"Entro e saio da história argentina. Agora as origens do teatro."
Ricardo Piglia, Los diarios de Emilio Renzi, tomo II, Los años felices, Anagrama, 2016, p. 416.
1) Essa é uma anotação de Piglia/Renzi do dia 02 de dezembro de 1975. Um de seus desenvolvimentos possíveis está em uma das seções de O último leitor, que Piglia publica em 2006. No capítulo de O último leitor sobre Anna Kariênina há uma seção intitulada "Uma atriz no deserto". Piglia cita Estanislao Zeballos e seu livro Callvulcurá e a dinastia dos Piedra. Seleciona o trecho no qual Zeballos menciona o coronel Baigorria, "que se enfia terra adentro para viver com os índios e lê o Facundo no deserto". Zeballos, cita Piglia, conta a história de uma mulher prisioneira, "uma atriz prisioneira no deserto aí por meados do século XIX, no rio da Prata. Uma figura enigmática. Ela tem, em seu silêncio, a lembrança dos livros que leu e que carrega na memória. Podemos imaginar sua história, os teatros em que atuou e os textos que leu e que ecoam, como uma música, no silêncio do deserto. A história de uma atriz prisioneira. A atriz como leitora".
2) Piglia entra e sai da história argentina, portanto, pela oscilação entre o geral e o particular. Depois de citar Zeballos, Piglia contextualiza: "Correm os tempos de Rosas. Naqueles anos, várias companhias atuam em Buenos Aires. Apresentam espetáculos no teatro Vitória e no teatro Argentino de Buenos Aires, fazem turnês pelo interior do país, se apresentam também em Montevidéu, Santiago do Chile e Rio de Janeiro. Pequenas companhias percorrem, na época, as províncias e os países vizinhos. Entre elas - como registra Raúl Castagnino em O teatro na época de Rosas - se destaca a de Telémaco González, que viajava para o Chile frequentemente e que era formada por Trinidad Guevara e Juan Casacuberta, fundadores do teatro nacional".
3) No início do parágrafo seguinte, Piglia retorna ao detalhe, aproximando o foco, e escreve: "Mas o que nos interessa é um pequeno incidente narrador por Beatriz Seibel em História do teatro argentino.
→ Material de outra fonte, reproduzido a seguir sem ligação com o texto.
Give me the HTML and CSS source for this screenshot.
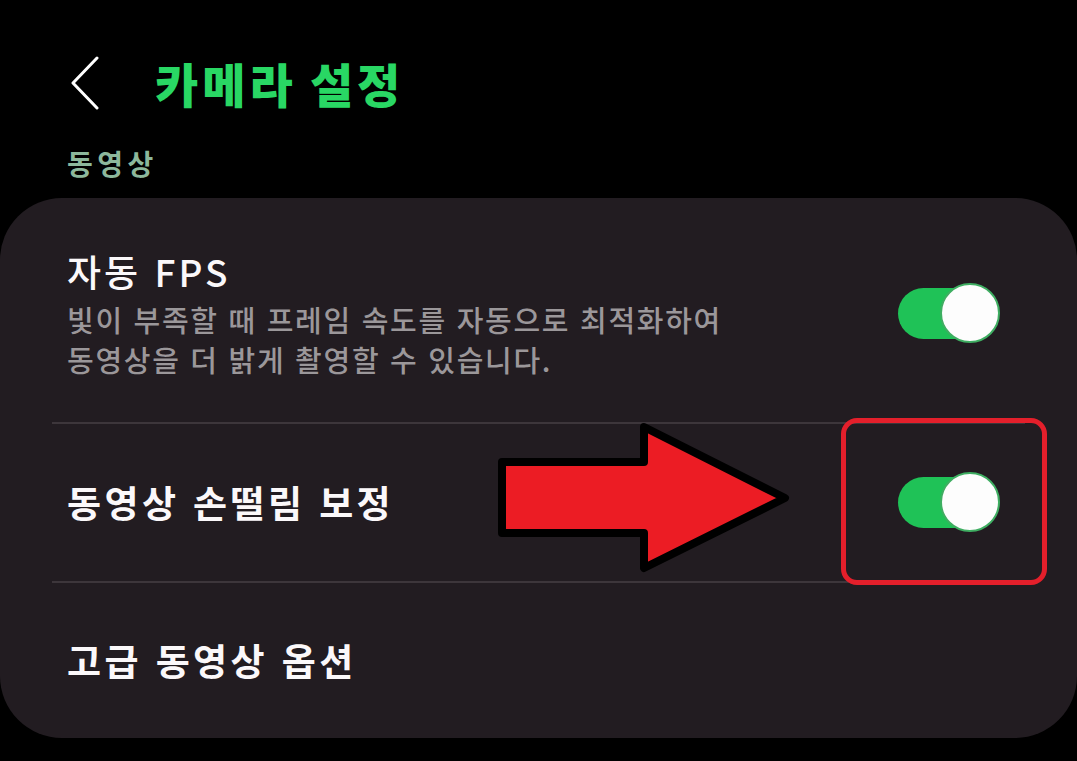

Nesse livro ela relata uma das turnês da companhia de Telémaco González pelas províncias, possivelmente com o objetivo de voltar ao Chile, onde era muito conhecido". A partir de duas fontes distintas (Seibel e Castagnino), Piglia rastreia detalhes da companhia de González. É o próprio González quem mais tarde relata o ataque "de índios selvagens" sofrido pela companhia, durante o qual tiveram que abandonar, "deixando para trás, prisioneiras, a mãe e o resto da família".
*
A hipótese de Piglia, portanto, é a de que a atriz sem nome de Baigorria seja parte dessa comitiva de González atacada pelos índios. Essas companhias foram as primeiras a encenar Shakespeare (e Sarmiento escreveu a crítica de
Otelo, informa Piglia entre parênteses). "Podemos imaginar nossa prisioneira atuando em
Hamlet ou quem sabe em
Otelo. E as tragédias de Shakespeare ecoando na memória daquela mulher no deserto" (Piglia talvez aí faça referência ao conto de Borges, "
A memória de Shakespeare", incluindo mais um elemento na equação borgeana). "Sempre há um livro no deserto", finaliza Piglia, "sempre aparece a ideia de um livro que sobrevive no deserto e que, como no
Facundo lido por Baigorria, encerra a verdade deste mundo e prediz seu fim".